In his AMA on r/movies, director and co-writer Ethan Berger gamely answered a couple dozen thirsting filmmakers about how he got his script for “The Line” (2023) produced. This is the part where I tell you what he said. And, I must warn you. If you are a filmmaker who wants something produced, you may be disappointed. We always are. We are disappointed because Ethan Berger wrote, in far more humble terms, what they always write: that the actors loved the script.
So, I went into this viewing, of a screener on my television, knowing this. Oh, brother. We got a big great script coming up. Arms folded, on the attack. Thinks he’s Schrader, over here… Well, the script is fabulous. The cast, including Alex Wolff, Austin Abrams, and Halle Bailey, burst off the screen. Suitably ravenous. Outside of the obsessively designed world of Ari Aster’s “Hereditary,” Mr. Wolff is allowed again to dive into each scene’s every nuance, exploring the spaces in between dialogue with a persistent searching quality that the lost immature college sophomore and the artist share. Not since “Palo Alto” has his work been so fine. Which was his brother, anyway.
What’s equally novel about the film is its counterintuitive style. Those seeking the glitchy MTV editing of “Rules of Attraction” or the bacchanal hedonism of “Animal House” should be warned. This movie is not a good time. Music cues do not give way to charged rhythmic montages. “Blue” is the film’s unofficial theme song. And for a movie set in 2014, 16 years after the song’s release, that is as significant as the references to John McCain’s private parts and “Enter the Void.” Parties are experienced with a flat remove that is likely closer to Jim Jarmusch’s time at Columbia University parties than any cool frat kid’s.
Speaking of Jarmusch. The style of this movie is, to use the language of fellowship, a grower not a shower. It is leaned into from the beginning but only grabbed hold of me toward the end of the first act. An impressionistic opening shows Wolff and his buddy singing Billy Squire’s “Lonely is the Night” during their freshman year. It is disorienting, despite the actors’ enthusiasm. Shortly after, a stubborn two-shot at the dining room table shows mother and son chatting about Wolff’s academic struggles.
The dining room table between them is the focus of the scene, and I have to admit that so early in the movie, I wondered if the director knew what the hell he was doing. Thankfully I pressed on. The actors sell this unconventional visual grammar, and by the time we arrive on the Sumner campus, we understand that “the dining room table between us” is part of Wolff’s core. A disconnect. A loneliness. “The Line” isn’t a moral tale about fraternities. Loneliness. Disconnect — Daniel Rosen, formerly of Grizzly Bear, is the composer here. I did not notice his score until the moment when a rich kid named Mitch decided to humiliate one of the pledges. This emphasis provides a keyhole into the story’s real subject: the failures of male friendship.

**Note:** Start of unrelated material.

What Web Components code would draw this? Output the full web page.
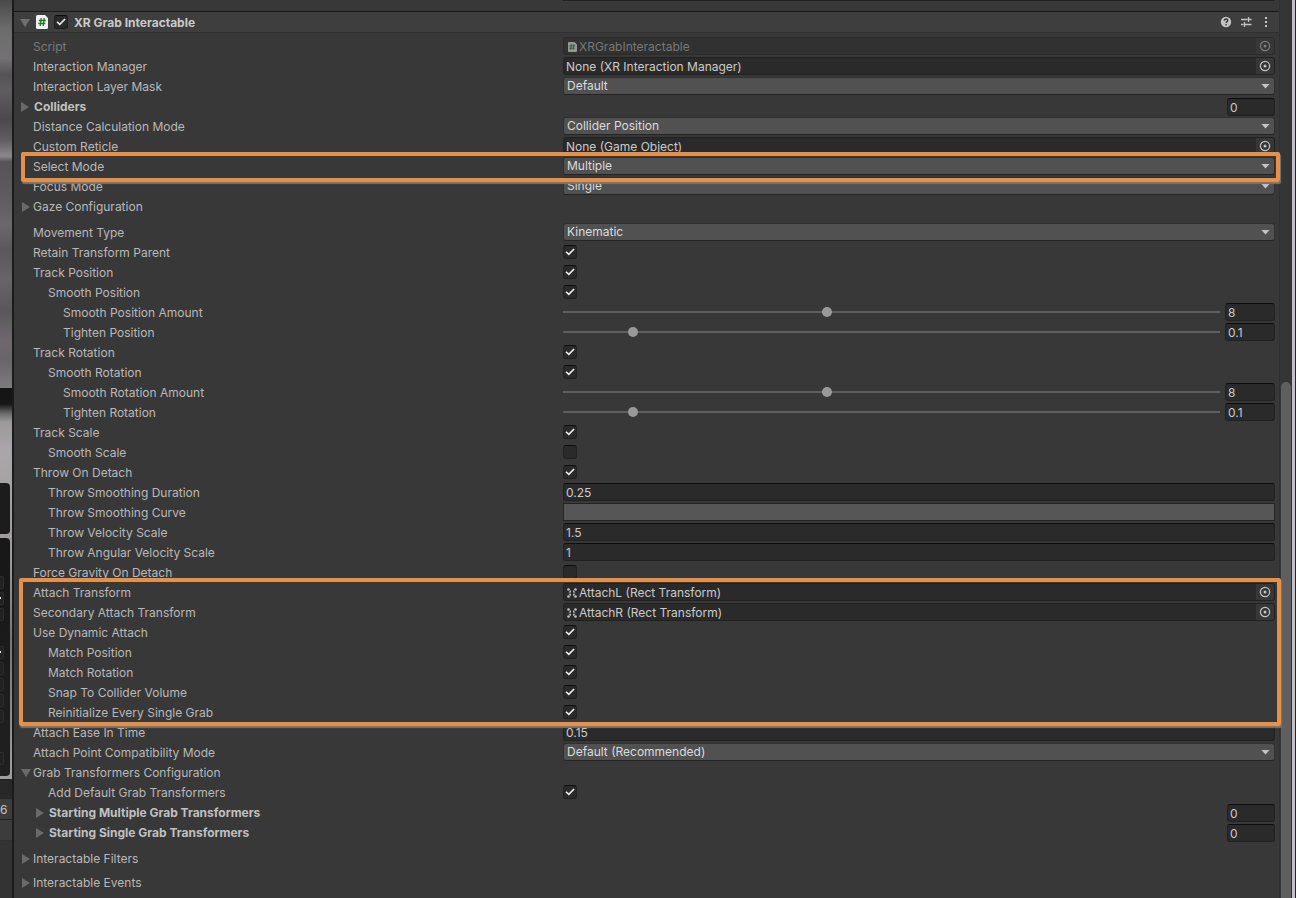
<!DOCTYPE html>
<html lang="en">
<head>
<meta charset="utf-8">
<title>Inspector</title>
<style>
html, body { margin: 0; background: #383838; }
body { font: 12px/18px Inter, "Liberation Sans", sans-serif; color: #c4c4c4; }
</style>
</head>
<body>
<editor-window>
  <scene-strip slot="side"></scene-strip>
  <component-header>XR Grab Interactable</component-header>
  <property-list>
    <object-row icon="script" value="XRGrabInteractable" disabled>Script</object-row>
    <object-row value="None (XR Interaction Manager)">Interaction Manager</object-row>
    <select-row value="Default">Interaction Layer Mask</select-row>
    <foldout-row strong count="0">Colliders</foldout-row>
    <select-row value="Collider Position">Distance Calculation Mode</select-row>
    <object-row value="None (Game Object)">Custom Reticle</object-row>
    <marked-group>
      <select-row value="Multiple">Select Mode</select-row>
    </marked-group>
    <select-row value="Single">Focus Mode</select-row>
    <foldout-row>Gaze Configuration</foldout-row>
    <select-row spaced value="Kinematic">Movement Type</select-row>
    <check-row checked>Retain Transform Parent</check-row>
    <check-row checked>Track Position</check-row>
    <check-row checked indent="1">Smooth Position</check-row>
    <slider-row indent="2" value="8" max="20">Smooth Position Amount</slider-row>
    <slider-row indent="2" value="0.1" max="1">Tighten Position</slider-row>
    <check-row checked>Track Rotation</check-row>
    <check-row checked indent="1">Smooth Rotation</check-row>
    <slider-row indent="2" value="8" max="20">Smooth Rotation Amount</slider-row>
    <slider-row indent="2" value="0.1" max="1">Tighten Rotation</slider-row>
    <check-row checked>Track Scale</check-row>
    <check-row indent="1">Smooth Scale</check-row>
    <check-row checked>Throw On Detach</check-row>
    <text-row indent="1" value="0.25">Throw Smoothing Duration</text-row>
    <curve-row indent="1">Throw Smoothing Curve</curve-row>
    <text-row indent="1" value="1.5">Throw Velocity Scale</text-row>
    <text-row indent="1" value="1">Throw Angular Velocity Scale</text-row>
    <check-row>Force Gravity On Detach</check-row>
    <marked-group wide>
      <object-row icon="rect" value="AttachL (Rect Transform)">Attach Transform</object-row>
      <object-row icon="rect" value="AttachR (Rect Transform)">Secondary Attach Transform</object-row>
      <check-row checked>Use Dynamic Attach</check-row>
      <check-row checked indent="1">Match Position</check-row>
      <check-row checked indent="1">Match Rotation</check-row>
      <check-row checked indent="1">Snap To Collider Volume</check-row>
      <check-row checked indent="1">Reinitialize Every Single Grab</check-row>
    </marked-group>
    <text-row value="0.15">Attach Ease In Time</text-row>
    <select-row value="Default (Recommended)">Attach Point Compatibility Mode</select-row>
    <foldout-row open>Grab Transformers Configuration</foldout-row>
    <check-row checked indent="1">Add Default Grab Transformers</check-row>
    <foldout-row strong indent="1" count="0">Starting Multiple Grab Transformers</foldout-row>
    <foldout-row strong indent="1" count="0">Starting Single Grab Transformers</foldout-row>
    <foldout-row spaced>Interactable Filters</foldout-row>
    <foldout-row near>Interactable Events</foldout-row>
  </property-list>
</editor-window>

<script>
const BOX = `
*, *::before, *::after { box-sizing: border-box; }
input, button, select { margin: 0; padding: 0; border: 0; font: inherit; color: inherit; background: none; outline: 0; }
input[type=checkbox] { appearance: none; flex: none; width: 14px; height: 14px; border: 1px solid #212121; border-top-color: #0d0d0d; border-radius: 3px;
  background: #2a2a2a; display: grid; place-items: center; }
input[type=checkbox]:checked::before { content: ""; width: 10px; height: 8px; background: #ececec;
  clip-path: polygon(4% 52%, 16% 40%, 37% 66%, 85% 6%, 97% 18%, 38% 94%); }
.tri { flex: none; background: #6a6a6a; width: 8px; height: 10px; clip-path: polygon(0 0, 100% 50%, 0 100%); }
.tri.down { width: 10px; height: 8px; clip-path: polygon(0 0, 100% 0, 50% 100%); }
`;
const SCRIPT_ICON = `<svg width="10" height="12" viewBox="0 0 10 12"><path fill="#979797" d="M2 1h5.500L10 3.500V10a1 1 0 0 1-1 1H1.500A1 1 0 0 1 1 10V2a1 1 0 0 1 1-1z"/><path stroke="#3c5a3e" fill="none" d="M4.300 3.200 3.500 8.800M6.900 3.200 6.100 8.800M2.500 4.900h5.500M2.200 7.200h5.500"/></svg>`;
const RECT_ICON = `<svg width="10" height="12" viewBox="0 0 10 12"><g fill="#c4c4c4"><circle cx="1.500" cy="2.500" r="1.300"/><circle cx="8.500" cy="2.500" r="1.300"/><circle cx="1.500" cy="9.500" r="1.300"/><circle cx="8.500" cy="9.500" r="1.300"/><path d="M1.500 5.500 4 3v2.500zM8.500 5.500 6 3v2.500zM1.500 6.800H4v2.500zM8.500 6.800H6v2.500z"/></g></svg>`;

class Base extends HTMLElement {
  connectedCallback() {
    if (this.shadowRoot) return;
    const t = document.createElement('template');
    t.innerHTML = `<style>${BOX}${this.css()}</style>${this.html()}`;
    this.attachShadow({ mode: 'open' }).append(t.content.cloneNode(true));
  }
  at(name, fallback = '') { return this.getAttribute(name) ?? fallback; }
}

class EditorWindow extends Base {
  css() { return `
    :host { display: flex; min-height: 100vh; overflow: hidden; }
    .side { flex: none; width: 14px; display: flex; border-right: 2px solid #1b1b1b; }
    main { flex: 1; min-width: 0; }
    .previous { height: 11px; padding-right: 4px; display: grid; grid-template-columns: 549fr 712fr; }
    .previous i { grid-column: 2; height: 1px; background: #212121; }
    .bar { flex: none; width: 13px; background: #353535; border-left: 1px solid #303030; padding: 0 1px; display: grid; grid-template-rows: 382fr 516fr; }
    .thumb { grid-row: 2; background: #5f5f5f; border-radius: 5px 5px 0 0; }
    .edge { flex: none; width: 4px; background: #c3c0c5; border-right: 1px solid #25252b; }`; }
  html() { return `<div class="side"><slot name="side"></slot></div>
    <main><div class="previous"><i></i></div><slot></slot></main>
    <div class="bar"><div class="thumb"></div></div><div class="edge"></div>`; }
}

class SceneStrip extends Base {
  css() { return `
    :host { display: flex; flex-direction: column; width: 12px; overflow: hidden; background: #333; }
    .photo { height: 779px; flex: none; display: flex; flex-direction: column; gap: 4px; padding: 483px 2px 3px 0;
      background: linear-gradient(#4b4a4b 0, #6e6d6e 30px, #737173 58px, #555455 75px, #5f5d5f 90px, #4b494b 120px, #605d60 140px, #8a888a 156px, #555355 162px, #5c5a5c 190px, #6b686b 225px, #5a585a 250px, #686468 280px, #59575a 310px, #6e686e 340px, #686668 360px, #7d7b7d 388px, #141414 388px, #161616 404px, #6f6f6f 414px, #9b999a 422px, #aaa6a9 450px, #a6a3a5 483px, #9c989b 560px, #777 640px, #888688 700px, #a09ea0 779px); }
    .card { height: 51px; background: #1c1c1c; border-radius: 0 4px 4px 0; }
    .fields { flex: 1; background: linear-gradient(#171717, #202020); border-radius: 0 4px 4px 0; display: flex; flex-direction: column; padding: 38px 6px 0 0; gap: 3px; overflow: hidden; }
    .fields i { flex: none; height: 13px; background: #222; border: 1px solid #2c2c2c; border-left: 0; border-radius: 0 2px 2px 0; position: relative; }
    .fields i.gap { margin-top: 22px; } .fields i.far { margin-top: 26px; }
    .fields .pop::after { content: ""; position: absolute; left: 0; top: 4px; width: 1px; height: 2px; background: #eee; }
    .tab { height: 20px; flex: none; background: #282828; border-radius: 0 4px 0 0; border-top: 1px solid #1b1b1b; }
    .num { height: 21px; flex: none; background: #3c3c3c; color: #c4c4c4; border-bottom: 1px solid #232323; line-height: 22px; }
    .tool { height: 21px; flex: none; background: #3c3c3c; border-bottom: 1px solid #303030; }`; }
  html() { return `<div class="photo"><div class="card"></div>
    <div class="fields"><i></i><i class="pop"></i><i></i><i class="pop gap"></i><i></i><i></i><i></i><i></i><i class="far"></i></div></div>
    <div class="tab"></div><div class="num">6</div><div class="tool"></div>`; }
}

class ComponentHeader extends Base {
  css() { return `
    :host { display: block; background: #3e3e3e; border-top: 1px solid #1a1a1a; border-bottom: 1px solid #303030; }
    header { height: 20px; display: flex; align-items: center; padding: 0 6px 0 6px; }
    .tri { margin: 2px 6px 0 0; background: #707070; }
    label { display: flex; align-items: center; gap: 6px; font-weight: 700; color: #cacaca; margin-left: 6px; }
    .title { padding-top: 2px; }
    .tools { margin-left: auto; display: flex; gap: 6px; }
    button { width: 14px; height: 14px; display: grid; }`; }
  html() { return `<header><span class="tri down"></span>
    <svg width="12" height="14" viewBox="0 0 12 14"><path fill="#f2f2f2" d="M1.500 0H9l3 3v9.500a1.500 1.500 0 0 1-1.500 1.500h-9A1.500 1.500 0 0 1 0 12.500v-11A1.500 1.500 0 0 1 1.500 0z"/><path stroke="#23792a" stroke-width="1.300" fill="none" d="M5.200 3 4.200 11M8.200 3 7.200 11M2.800 5.500h7M2.300 8.500h7"/></svg>
    <label><input type="checkbox" checked><span class="title"><slot></slot></span></label>
    <span class="tools">
      <button aria-label="Help"><svg width="14" height="14" viewBox="0 0 14 14"><circle cx="7" cy="7" r="5.200" fill="#c4c4c4"/><path d="M5.200 5.700c0-1 .8-1.700 1.800-1.700s1.800.6 1.800 1.500c0 1.100-1.700 1.200-1.700 2.500M7.100 9v1.400" stroke="#333" stroke-width="1.300" fill="none"/></svg></button>
      <button aria-label="Presets"><svg width="14" height="14" viewBox="0 0 14 14"><path d="M2 4.500h6.500M10 4.500h2.500M9.500 2v5M2 9.500h2.500M6 9.500h6.500M5.500 7v5" stroke="#c4c4c4" stroke-width="1.300" fill="none"/></svg></button>
      <button aria-label="Menu"><svg width="14" height="14" viewBox="0 0 14 14" fill="#c4c4c4"><path d="M6 2h2v2H6zM6 6h2v2H6zM6 10h2v2H6z"/></svg></button>
    </span></header>`; }
}

class PropertyList extends Base {
  css() { return `:host { display: block; padding: 4px 0; }`; }
  html() { return `<slot></slot>`; }
}

class MarkedGroup extends Base {
  css() { return `
    :host { display: flow-root; position: relative; }
    .mark { position: absolute; z-index: 1; pointer-events: none; top: -5px; bottom: -5px; left: 7px; right: -1px;
      border: 4px solid #e69048; border-radius: 2px; box-shadow: 1px 2px 1px #777; }
    :host([wide]) .mark { left: 5px; right: -2px; bottom: -3px; }`; }
  html() { return `<slot></slot><div class="mark"></div>`; }
}

class Row extends Base {
  css() { const n = Number(this.at('indent', '0')); return `
    :host { display: grid; grid-template-columns: 549fr 712fr; height: 18px; margin-bottom: 2px; padding-right: 4px; }
    :host([spaced]) { margin-top: 8px; }
    :host([near]) { margin-top: 6px; }
    .name { padding-left: ${19 + 15 * n}px; line-height: 20px; height: 18px; white-space: nowrap; color: #b8b8b8; }
    .value { min-width: 0; display: flex; align-items: center; }
    .box { width: 100%; min-width: 0; height: 18px; line-height: 18px; background: #2a2a2a; border: 1px solid #212121; border-top-color: #0d0d0d; border-radius: 3px;
      padding: 1px 2px 0; color: #cacaca; }
    ${this.more()}`; }
  more() { return ''; }
  html() { return `<label class="name" for="f"><slot></slot></label><div class="value">${this.control()}</div>`; }
}

class CheckRow extends Row {
  control() { return `<input id="f" type="checkbox" ${this.hasAttribute('checked') ? 'checked' : ''}>`; }
}
class TextRow extends Row {
  control() { return `<input id="f" class="box" value="${this.at('value')}">`; }
}
class CurveRow extends Row {
  more() { return `.box { background: #565656; border-color: #242424; border-radius: 0; }`; }
  control() { return `<button id="f" class="box"></button>`; }
}
class SelectRow extends Row {
  more() { return `
    .value { display: grid; align-items: center; }
    select { grid-area: 1 / 1; appearance: none; width: 100%; height: 18px; line-height: 16px; background: #515151; border: 1px solid #303030; border-bottom-color: #242424; border-radius: 3px; padding: 0 20px 0 3px; color: #dcdcdc; }
    .arrow { grid-area: 1 / 1; justify-self: end; width: 9px; height: 5px; margin-right: 5px; background: #c4c4c4; clip-path: polygon(0 0, 100% 0, 50% 100%); pointer-events: none; }`; }
  control() { return `<select id="f"><option>${this.at('value')}</option></select><span class="arrow"></span>`; }
}
class ObjectRow extends Row {
  more() { return `
    .box { display: flex; align-items: center; padding: 0; border-top-color: #212121; }
    .box svg { flex: none; }
    .icon { display: flex; margin: 1px 2px 0 3px; }
    input { flex: 1; min-width: 0; height: 16px; padding: 1px 0 0; }
    .box > input:first-child { padding-left: 2px; }
    button { flex: none; width: 18px; height: 16px; background: #373737; border-radius: 0 2px 2px 0; display: grid; place-items: center; }
    :host([disabled]) .name, :host([disabled]) .box { color: #787878; }
    :host([disabled]) .box { background: #313131; border-color: #2b2b2b; }
    :host([disabled]) button svg { opacity: .5; }`; }
  control() {
    const icon = { script: SCRIPT_ICON, rect: RECT_ICON }[this.at('icon')];
    const off = this.hasAttribute('disabled') ? 'disabled' : '';
    return `<div class="box">${icon ? `<span class="icon">${icon}</span>` : ''}<input id="f" readonly ${off} value="${this.at('value')}">
      <button aria-label="Select object" ${off}><svg width="12" height="12" viewBox="0 0 12 12"><circle cx="6" cy="6" r="4.600" fill="none" stroke="#c4c4c4" stroke-width="1.200"/><circle cx="6" cy="6" r="1.500" fill="#c4c4c4"/></svg></button></div>`; }
}
class SliderRow extends Row {
  more() { return `
    .value { gap: 5px; }
    input[type=range] { appearance: none; flex: 1; min-width: 0; height: 18px; background: linear-gradient(#5e5e5e, #5e5e5e) center / 100% 2px no-repeat; }
    input[type=range]::-webkit-slider-thumb { appearance: none; width: 10px; height: 10px; border-radius: 50%; background: #999; }
    .box { flex: none; width: 50px; }`; }
  control() { const v = this.at('value'), m = this.at('max');
    return `<input id="f" type="range" min="0" max="${m}" step="any" value="${v}"><input class="box" aria-label="Value" value="${v}">`; }
}
class FoldoutRow extends Row {
  more() { const n = Number(this.at('indent', '0')); return `
    .fold { display: flex; align-items: center; text-align: left; height: 20px; padding-left: ${8 + 15 * n}px; }
    .tri { margin-right: 3px; }
    .tri.down { margin-right: 2px; }
    :host([strong]) .fold { font-weight: 700; color: #c0c0c0; padding-left: ${7 + 15 * n}px; }
    :host([strong]) .tri { margin-right: 5px; }
    :host([open]) .fold { padding-left: 7px; }
    .value { justify-content: flex-end; }
    .box { width: 48px; }`; }
  html() { const open = this.hasAttribute('open');
    return `<button class="name fold" aria-expanded="${open}"><span class="tri ${open ? 'down' : ''}"></span><slot></slot></button>
      <div class="value">${this.hasAttribute('count') ? `<input class="box" aria-label="Size" value="${this.at('count')}">` : ''}</div>`; }
}

for (const [tag, type] of Object.entries({
  'editor-window': EditorWindow, 'scene-strip': SceneStrip, 'component-header': ComponentHeader, 'property-list': PropertyList,
  'marked-group': MarkedGroup, 'check-row': CheckRow, 'text-row': TextRow, 'curve-row': CurveRow, 'select-row': SelectRow,
  'object-row': ObjectRow, 'slider-row': SliderRow, 'foldout-row': FoldoutRow
})) customElements.define(tag, type);
</script>
</body>
</html>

I was moved throughout the movie by several instances in which the director chose to play the long game, rather than hitting us with effect after effect. You will drift along inside the movie’s matter-of-fact presentation, only to be suddenly overwhelmed with a subtle emphasis. A guitar strumming, a more expressive framing. The minimalist approach here, though not totally dissimilar from Animal House’s shambolic New Hollywood jaunt, felt novel.
“The Line” is particularly subtle in handling the protagonist’s background. The screenplay skillfully uses references to other people’s family backgrounds (particularly Mitch’s CEO father, and Pledge whose dad is the mayor of San Antonio) to suggest what is lacking in Sunshine, in ours. Setting the narrative momentum on this level is what makes “The Line” far more than an issue movie. It is a study of behavior, first and foremost. And a damned good one.
The staging leans on an awkwardness. In some moments this is a clear expression of the mood. A clinical wide of a dozen Pledges thrusting their pelvis (pel-vi?) to Eiffel 65’s “Blue” is a good example. A long dialogue between Scoot McNairy’s character and Wolff is another. The former is effective because it shows us all the action at once, refusing to use the easily manipulated rhythmic properties of cutting to further emphasize the awkwardness, or to make it go away.
It is matter-of-fact. The right choice. The latter works because the stakes are incredibly high and we want to see the pauses in real time. We don’t want to be cheated. One cut in this scene is simply to show Alex Wolff’s face in real-time, continuing to not speak. It is an emphasis of a pause, and it is perhaps the single most heartbreaking moment of the film. One of those “subtle emphases” I mentioned.
Really, though, the greatest choice the filmmakers make is to stay with the actors. The movie is stacked with energized performances. Abrams’ villain is casual and cool in a way that viciously sees us rooting against him. Wolff, with his southern accent, is open-faced and committed to his decisions even when we see that they are horrible. Writing about acting is like dancing through chemistry. It is hard to make it mean something. Seeing this ensemble in action will be a dynamic thrill for even those audience members who can not stomach the audience’s crueler turns. I am a steward of bleak cinema, so I was deeply affected by the time the credits rolled.